DF: One of my favorites is the Roads API. It determines the road on which a vehicle is driving and provides additional metadata about that road, such as speed limits. It also has the feature Snap to Roads which is used when tracking vehicles. The Roads API allows the route to be compared with the road, which makes it possible to work out what road the vehicle is most likely to have taken. This is significantly more convenient for companies involved in fleet management, as routes are displayed directly with GPS sensor data. Journeys can also be analyzed better and more precisely.
LS: With a database of more than 100 million companies, businesses and other points of interest, I think the Places API is incredibly impressive. Its “search nearby” feature and automatic address completion are helpful too. Everyone knows the benefits of autocomplete when Googling and companies are able to exploit it in B2B and B2C operations. But autocomplete is not just user-friendly because it saves work. It also helps shipping companies to minimize errors in address validation and work more efficiently.
How are APIs linked together?
PL: Often, information from one API is supplemented by further APIs and augmented by additional information. A good example of multiple APIs being used is www.wo.de. The website shows relevant information on the current location or a particular destination. There are three APIs working in the background for this – Places, Geocoding and Directions. Another good example is Sun Surveyor, an app which calculates when and where perfect sunlight can be found. This application helps in finding locations for solar panels, for example. Photographers use the app for their work too. The elements integrated here were the Elevation API, Time Zone API, Google Maps SDK for iOS and Google Maps Android API.
What is Google currently working on – and what can we look forward to in the future?

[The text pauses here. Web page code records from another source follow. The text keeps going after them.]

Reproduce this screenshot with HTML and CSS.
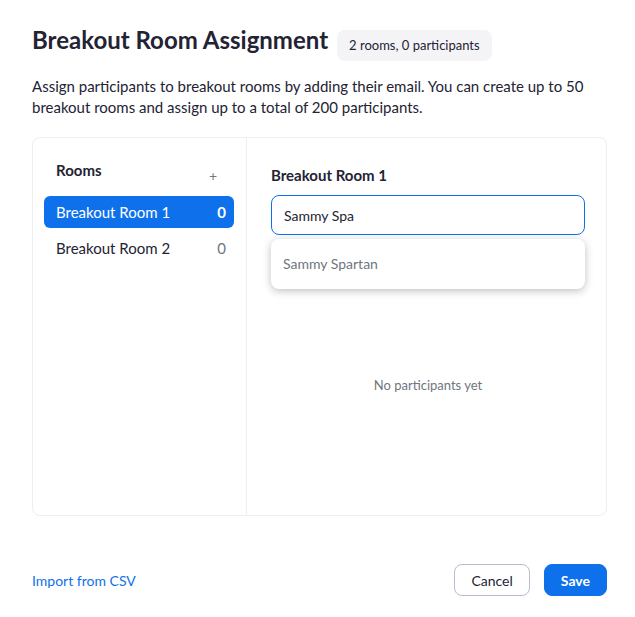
FILE: index.html
```html
<!DOCTYPE html>
<html lang="en">
<head>
  <meta charset="UTF-8">
  <title>Breakout Room Assignment</title>
  <link rel="stylesheet" href="styles.css">
</head>
<body>
  <div class="dialog">
    <div class="header">
      <h1>Breakout Room Assignment</h1>
      <span class="badge">2 rooms, 0 participants</span>
    </div>
    <p class="intro">Assign participants to breakout rooms by adding their email. You can create up to 50 breakout rooms and assign up to a total of 200 participants.</p>

    <div class="panel">
      <div class="rooms">
        <div class="rooms-head">
          <h3>Rooms</h3>
          <span class="add">+</span>
        </div>
        <div class="room active">
          <span>Breakout Room 1</span>
          <span class="count">0</span>
        </div>
        <div class="room">
          <span>Breakout Room 2</span>
          <span class="count">0</span>
        </div>
      </div>

      <div class="detail">
        <h3>Breakout Room 1</h3>
        <div class="search">
          <input type="text" value="Sammy Spa">
          <div class="suggest">Sammy Spartan</div>
        </div>
        <div class="empty">No participants yet</div>
      </div>
    </div>

    <div class="footer">
      <a href="#" class="link">Import from CSV</a>
      <div class="buttons">
        <button class="btn">Cancel</button>
        <button class="btn primary">Save</button>
      </div>
    </div>
  </div>
</body>
</html>
```

FILE: styles.css
```css
body {
  margin: 0;
  font-family: Lato, "Open Sans", sans-serif;
  color: #232333;
  background: #fff;
}
.dialog {
  padding: 24px 28px 0 32px;
}
.header {
  display: flex;
  align-items: flex-start;
  gap: 9px;
  height: 32px;
}
.header h1 {
  margin: 0;
  font-size: 24px;
  font-weight: 700;
  line-height: 32px;
}
.badge {
  background: #f4f4f7;
  border-radius: 8px;
  font-size: 13px;
  padding: 7px 12px 8px 12px;
  margin-top: 6px;
}
.intro {
  margin: 20px 0 19px;
  font-size: 15px;
  line-height: 21px;
}
.panel {
  display: flex;
  height: 377px;
  border: 1px solid #ededf4;
  border-radius: 8px;
}
.rooms {
  width: 190px;
  padding: 0 12px 0 11px;
  border-right: 1px solid #ededf4;
}
.rooms-head {
  display: flex;
  justify-content: space-between;
  align-items: flex-end;
  padding: 23px 17px 17px 12px;
}
.rooms-head h3 {
  margin: 0;
  font-size: 15px;
  font-weight: 700;
  line-height: 18px;
}
.add {
  color: #747487;
  font-size: 14px;
  line-height: 14px;
  margin-bottom: -4px;
}
.room {
  display: flex;
  justify-content: space-between;
  align-items: center;
  height: 32px;
  padding: 0 8px 0 12px;
  margin-bottom: 4px;
  border-radius: 6px;
  font-size: 15px;
}
.room .count {
  color: #6e7680;
}
.room.active {
  background: #0e71eb;
  color: #fff;
}
.room.active .count {
  color: #fff;
  font-weight: 700;
}
.detail {
  flex: 1;
  padding: 26px 21px 0 24px;
  display: flex;
  flex-direction: column;
}
.detail h3 {
  margin: 0 0 9px;
  font-size: 15px;
  font-weight: 700;
  line-height: 22px;
}
.search {
  position: relative;
}
.search input {
  box-sizing: border-box;
  width: 100%;
  height: 40px;
  border: 1px solid #0e71eb;
  border-radius: 8px;
  padding: 0 12px;
  font-family: inherit;
  font-size: 14px;
  color: #232333;
  outline: none;
}
.suggest {
  position: absolute;
  left: 0;
  right: 0;
  top: 44px;
  height: 50px;
  line-height: 50px;
  padding: 0 12px;
  background: #fff;
  border-radius: 8px;
  box-shadow: 0 2px 8px rgba(0, 0, 0, 0.25);
  font-size: 14px;
  color: #6e7680;
}
.empty {
  flex: 1;
  display: flex;
  align-items: center;
  justify-content: center;
  font-size: 13px;
  color: #6e7680;
  padding-top: 20px;
}
.footer {
  display: flex;
  justify-content: space-between;
  align-items: center;
  margin-top: 48px;
}
.link {
  color: #0e71eb;
  text-decoration: none;
  font-size: 14px;
}
.buttons {
  display: flex;
  gap: 14px;
}
.btn {
  height: 32px;
  padding: 0 16px;
  border: 1px solid #babacc;
  border-radius: 8px;
  background: #fff;
  font-family: inherit;
  font-size: 14px;
  color: #232333;
}
.btn.primary {
  background: #0e71eb;
  border-color: #0e71eb;
  color: #fff;
  font-weight: 700;
}
```
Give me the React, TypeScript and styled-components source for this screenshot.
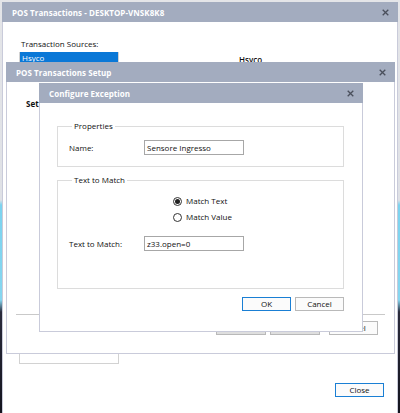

LS: Google is constantly working to improve and update their APIs, so the options available in the Directions and Distance Matrix APIs should increase in future. The Directions API recently had historical traffic data integrated, which gives information about how heavy the traffic is likely to be at a particular time on a given day of the week. This enhancement to the API has been well received. I am curious to see what innovations Google will introduce in the next few years. They are clearly working tirelessly to ensure that they continue to cover customer needs as broadly in the future.